If pace at spec only shows up during performance reviews or when something goes sideways, it’s not a standard — it’s a reaction. For it to become the baseline, it has to be built into how your company operates and how your leaders lead.
That starts with systems. Your business operating system should make performance visible. Every Seat should have clearly defined roles, accountabilities, and responsibilities. Scorecards should track real outcomes. Weekly Team Meetings should surface issues before they snowball. At Ninety, we’ve built these tools to help you create a rhythm where pace and spec aren’t abstract ideals — they’re reinforced every day.
But tools alone won’t do it. You also have to model the standard.
That means following through on your own agreements. Running clean, focused meetings. Moving at the rhythm your business requires.
Because here’s the truth: What you reinforce becomes the default. What you let slide becomes the exception that sticks.

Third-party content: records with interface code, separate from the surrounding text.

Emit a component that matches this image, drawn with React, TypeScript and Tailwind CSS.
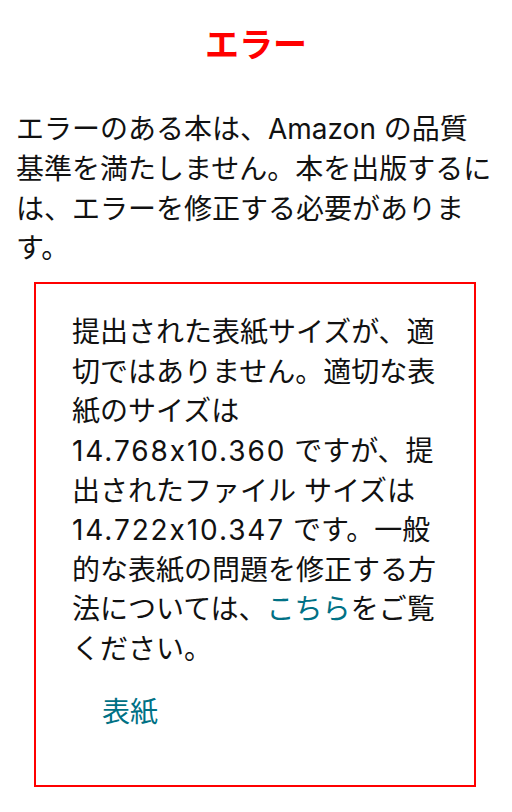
function Num({ children }: { children: string }) {
  return <span className="tracking-[1.9px]">{children}</span>;
}

export default function App() {
  const font = { fontFamily: 'Inter, "Noto Sans CJK JP", sans-serif' };
  return (
    <div
      className="min-h-[812px] bg-white px-4 text-[#111111] [font-feature-settings:'calt'_0]"
      style={font}
    >
      <h1 className="pt-[21px] text-center text-[34px] font-bold leading-[48px] text-[#ff0000]">
        エラー
      </h1>
      <p className="mt-[41px] text-[28px] leading-[39.8px]">
        <span className="block whitespace-nowrap">エラーのある本は、Amazon の品質</span>
        <span className="block whitespace-nowrap">基準を満たしません。本を出版するに</span>
        <span className="block whitespace-nowrap">は、エラーを修正する必要がありま</span>
        <span className="block whitespace-nowrap">す。</span>
      </p>
      <div className="mb-[26px] ml-[18px] mr-[20px] mt-[13px] border-2 border-[#ff0000] pb-[53px] pt-[29px]">
        <p className="pl-[36px] pr-[20px] text-[28px] leading-[39.6px]">
          <span className="block whitespace-nowrap">提出された表紙サイズが、適</span>
          <span className="block whitespace-nowrap">切ではありません。適切な表</span>
          <span className="block whitespace-nowrap">紙のサイズは</span>
          <span className="block whitespace-nowrap">
            <Num>14.768x10.360</Num> ですが、提
          </span>
          <span className="block whitespace-nowrap">出されたファイル サイズは</span>
          <span className="block whitespace-nowrap">
            <Num>14.722x10.347</Num> です。一般
          </span>
          <span className="block whitespace-nowrap">的な表紙の問題を修正する方</span>
          <span className="block whitespace-nowrap">
            法については、<a className="text-[#007185]">こちら</a>をご覧
          </span>
          <span className="block whitespace-nowrap">ください。</span>
        </p>
        <div className="mt-[23px] pl-[66px] text-[28px] leading-[39.6px]">
          <a className="text-[#007185]">表紙</a>
        </div>
      </div>
    </div>
  );
}
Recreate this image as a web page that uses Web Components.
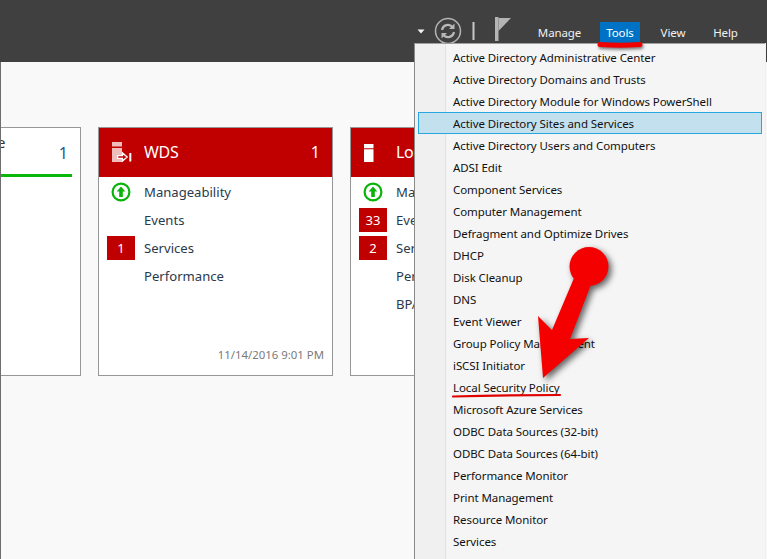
<!DOCTYPE html>
<html><head><meta charset="utf-8">
<style>
html,body{margin:0;padding:0;width:767px;height:559px;overflow:hidden;background:#f9f9f9;font-family:"Noto Sans","Open Sans",sans-serif}
</style></head>
<body>
<server-manager>
  <top-bar slot="bar"></top-bar>
  <server-card slot="cards" class="first" title-text="e" count="1" state="ok"></server-card>
  <server-card slot="cards" title-text="WDS" count="1" state="alert" icon="wds" date="11/14/2016 9:01 PM">
    <card-row icon="up">Manageability</card-row>
    <card-row>Events</card-row>
    <card-row badge="1">Services</card-row>
    <card-row>Performance</card-row>
  </server-card>
  <server-card slot="cards" title-text="Local Server" count="1" state="alert" icon="server">
    <card-row icon="up">Manageability</card-row>
    <card-row badge="33">Events</card-row>
    <card-row badge="2">Services</card-row>
    <card-row>Performance</card-row>
    <card-row>BPA results</card-row>
  </server-card>
  <tools-menu slot="menu">
    <menu-item>Active Directory Administrative Center</menu-item>
    <menu-item>Active Directory Domains and Trusts</menu-item>
    <menu-item>Active Directory Module for Windows PowerShell</menu-item>
    <menu-item active>Active Directory Sites and Services</menu-item>
    <menu-item>Active Directory Users and Computers</menu-item>
    <menu-item>ADSI Edit</menu-item>
    <menu-item>Component Services</menu-item>
    <menu-item>Computer Management</menu-item>
    <menu-item>Defragment and Optimize Drives</menu-item>
    <menu-item>DHCP</menu-item>
    <menu-item>Disk Cleanup</menu-item>
    <menu-item>DNS</menu-item>
    <menu-item>Event Viewer</menu-item>
    <menu-item>Group Policy Management</menu-item>
    <menu-item>iSCSI Initiator</menu-item>
    <menu-item>Local Security Policy</menu-item>
    <menu-item>Microsoft Azure Services</menu-item>
    <menu-item>ODBC Data Sources (32-bit)</menu-item>
    <menu-item>ODBC Data Sources (64-bit)</menu-item>
    <menu-item>Performance Monitor</menu-item>
    <menu-item>Print Management</menu-item>
    <menu-item>Resource Monitor</menu-item>
    <menu-item>Services</menu-item>
  </tools-menu>
  <red-annotation slot="menu"></red-annotation>
</server-manager>
<script>
function def(name, html){
  customElements.define(name, class extends HTMLElement{
    connectedCallback(){
      if(this.shadowRoot) return;
      const r=this.attachShadow({mode:'open'});
      r.innerHTML=typeof html==='function'?html(this):html;
    }
  });
}
def('server-manager',`<style>
:host{display:block;position:relative;width:767px;height:559px;overflow:hidden;background:#f9f9f9}
.cards{display:flex;gap:17px;align-items:flex-start;padding-top:65px;border-left:1px solid #6e6e6e;height:432px;overflow:hidden}
</style>
<slot name="bar"></slot>
<div class="cards"><slot name="cards"></slot></div>
<slot name="menu"></slot>`);

def('top-bar',`<style>
:host{display:flex;height:62px;background:#404040;color:#f0f0f0;font-size:11.500px;letter-spacing:-.1px;box-sizing:border-box;padding-left:417px}
svg{display:block;flex:none}
.ico{display:flex;align-items:flex-start;padding-top:16px;height:46px;box-sizing:border-box}
nav{display:flex;margin-left:27px;padding-top:22px;height:21px;align-items:stretch}
a{display:flex;align-items:center;justify-content:center;height:21px;line-height:21px;flex:none}
.m{width:43px;margin-right:19px}
.t{width:40px;background:#0072c6;color:#fff;margin-right:20px}
.v{width:26px;margin-right:27px}
.h{width:25px}
</style>
<div class="ico">
<svg width="94" height="28" viewBox="0 0 94 28">
 <path d="M0.5 13.5h7l-3.500 4z" fill="#f4f4f4"/>
 <circle cx="31" cy="15" r="12.500" fill="none" stroke="#b4b4b4" stroke-width="1.500"/>
 <path d="M25 14a6 6 0 0 1 10.500-3" fill="none" stroke="#b8b8b8" stroke-width="2.200"/>
 <path d="M37.500 7.500v5.500h-5.500z" fill="#b8b8b8"/>
 <path d="M37 16a6 6 0 0 1-10.500 3" fill="none" stroke="#b8b8b8" stroke-width="2.200"/>
 <path d="M24.500 22.500v-5.500h5.500z" fill="#b8b8b8"/>
 <rect x="55.500" y="6" width="2" height="18" fill="#c8c8c8"/>
 <rect x="78" y="1" width="3.500" height="24" fill="#b4b4b4"/>
 <path d="M81.500 2H94L81.500 15z" fill="#b4b4b4"/>
</svg></div>
<nav><a class="m">Manage</a><a class="t">Tools</a><a class="v">View</a><a class="h">Help</a></nav>`);

const cardHTML=el=>{
  const state=el.getAttribute('state'), first=el.classList.contains('first');
  const ic=el.getAttribute('icon');
  const icon= ic==='wds'?`<svg width="30" height="24" viewBox="0 0 30 24"><path d="M0 0h10v4.500H0zM0 6h10v14H0z" fill="#f0bcbc"/><path d="M5.600 13.700h4.900v-2.700l4.700 4-4.700 4v-2.700H5.600z" fill="#c00000" stroke="#fff" stroke-width="1.300"/><rect x="17.300" y="11" width="2" height="8.500" fill="#fff"/></svg>`
   : ic==='server'?`<svg width="30" height="24" viewBox="0 0 30 24"><path d="M0 2h9.500v4.200H0zM0 7.200h9.500V20H0z" fill="#fff"/></svg>`:'';
  return `<style>
:host{display:block;flex:none;box-sizing:border-box;width:235px;height:249px;border:1px solid #979797;background:#fff;color:#2a3a4c;position:relative;overflow:hidden}
:host(.first){width:80px;border-left:0}
.head{display:flex;align-items:center;height:49px;box-sizing:border-box;padding:0 12px 1px 13px;font-size:16px}
.alert{background:#c00000;color:#fff}
.ic{width:32px;flex:none;height:20px}
.t{flex:1;white-space:nowrap;overflow:hidden;letter-spacing:-.3px}
.c{flex:none;width:16px;text-align:right}
.ok{display:block;height:49px;padding:0;color:#1e5a8c}
.ok .e{font-size:15px;position:absolute;left:-4px;top:4px;color:#333}
.ok .c{position:absolute;left:51px;top:14px;width:16px;text-align:right;font-size:16px}
.ok .bar{position:absolute;left:0;top:46px;width:71px;height:3px;background:#0ab80a}
.rows{display:flex;flex-direction:column;padding-top:1px}
.date{position:absolute;right:8px;bottom:12px;font-size:11.400px;color:#7a7a7a;line-height:16px}
</style>
${first?`<div class="head ok"><span class="e">${el.getAttribute('title-text')}</span><span class="c">${el.getAttribute('count')}</span><span class="bar"></span></div>`
:`<div class="head ${state}"><span class="ic">${icon}</span><span class="t">${el.getAttribute('title-text')}</span><span class="c">${el.getAttribute('count')}</span></div>
<div class="rows"><slot></slot></div>
${el.getAttribute('date')?`<div class="date">${el.getAttribute('date')}</div>`:''}`}`;
};
def('server-card',cardHTML);

def('card-row',el=>{
  const b=el.getAttribute('badge'), i=el.getAttribute('icon');
  return `<style>
:host{display:flex;align-items:center;height:28px;padding-left:8px;font-size:13.100px;color:#2a3a4c;white-space:nowrap;margin-top:-.5px;margin-bottom:.5px}
.s{width:28px;height:24px;flex:none;margin-right:9px;display:flex;align-items:center;justify-content:center}
.b{background:#c00000;color:#fff;font-size:13px}
svg{display:block}
</style>
<span class="s ${b?'b':''}">${b||''}${i==='up'?`<svg width="20" height="20" viewBox="0 0 20 20" style="margin-left:-1px"><circle cx="10" cy="10" r="8.400" fill="#fff" stroke="#0ab30a" stroke-width="2.200"/><path d="M10 4.500l4.300 5H11.800v5.500H8.200V9.500H5.700z" fill="#0ab30a"/></svg>`:''}</span><span><slot></slot></span>`;
});

def('tools-menu',`<style>
:host{display:block;position:absolute;left:414px;top:43px;width:351px;height:516px;box-sizing:border-box;background:#f5f5f5;border-top:1px solid #a0a0a0;border-left:1px solid #8a8a8a;padding:2px 3px 0 3px;box-shadow:1px 0 0 #efefef}
.gut{position:absolute;left:0;top:0;bottom:0;width:30px;background:#f0f0f0;border-right:1px solid #e2e2e2}
.l{position:relative;display:flex;flex-direction:column}
</style><div class="gut"></div><div class="l"><slot></slot></div>`);

def('menu-item',`<style>
:host{display:flex;align-items:center;height:22px;box-sizing:border-box;padding-left:34px;font-size:11.500px;letter-spacing:-.08px;color:#111;white-space:nowrap;border:1px solid transparent}
:host([active]){background:#c3e0ef;border-color:#28a8e0}
</style><slot></slot>`);

def('red-annotation',`<style>
:host{display:block;position:absolute;left:0;top:0;width:767px;height:559px;pointer-events:none}
svg{display:block;overflow:visible}
.s{filter:drop-shadow(3px 3px 3px rgba(0,0,0,.6))}
.u{filter:drop-shadow(1px 2px 1.500px rgba(0,0,0,.5))}
</style>
<svg width="767" height="559" viewBox="0 0 767 559">
 <g class="u"><path d="M600 44.500 Q620 46 640 44.500" fill="none" stroke="#f00000" stroke-width="5" stroke-linecap="round"/></g>
 <path d="M453 396.500 Q505 395 560 395" fill="none" stroke="#e00000" stroke-width="2.200" stroke-linecap="round"/>
 <g class="s"><circle cx="589" cy="266.500" r="19.500" fill="#f50000"/><path fill="#f50000" d="M574 278 L552 330 L538 316 L543 378 L589 338 L570 339 L592 282Z"/></g>
</svg>`);
</script>
</body></html>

Culture isn’t what you say. It’s what you allow, reinforce, and correct. You don’t build culture with slogans — you build it with consistency.
Build the Rhythm First
If your culture isn’t running at pace at spec, don’t start by blaming your team. Look at what's shaping it.
Are agreements clear, or are you leading with expectations? Are you modeling the right rhythm or constantly shifting gears? Are you reinforcing reliability or rewarding fire drills?
If you want to build a company that scales with trust, not chaos, stop relying on outliers. Build a team that delivers with rhythm and rigor. That’s how quality compounds, and that’s how companies grow.
If you have team members asking for more autonomy, more influence, or more upside, tell them this: Deliver at pace at spec.
No drama. No excuses. No surprises. Just consistent, reliable Work that moves the business forward. Those are the people who earn trust and get promoted.
And remember, this isn’t about limiting your ambition. It’s about building a culture that lets you go beyond it. Because when pace at spec becomes second nature, it creates space for sprints, for innovation, and for bold moves when the moment is right.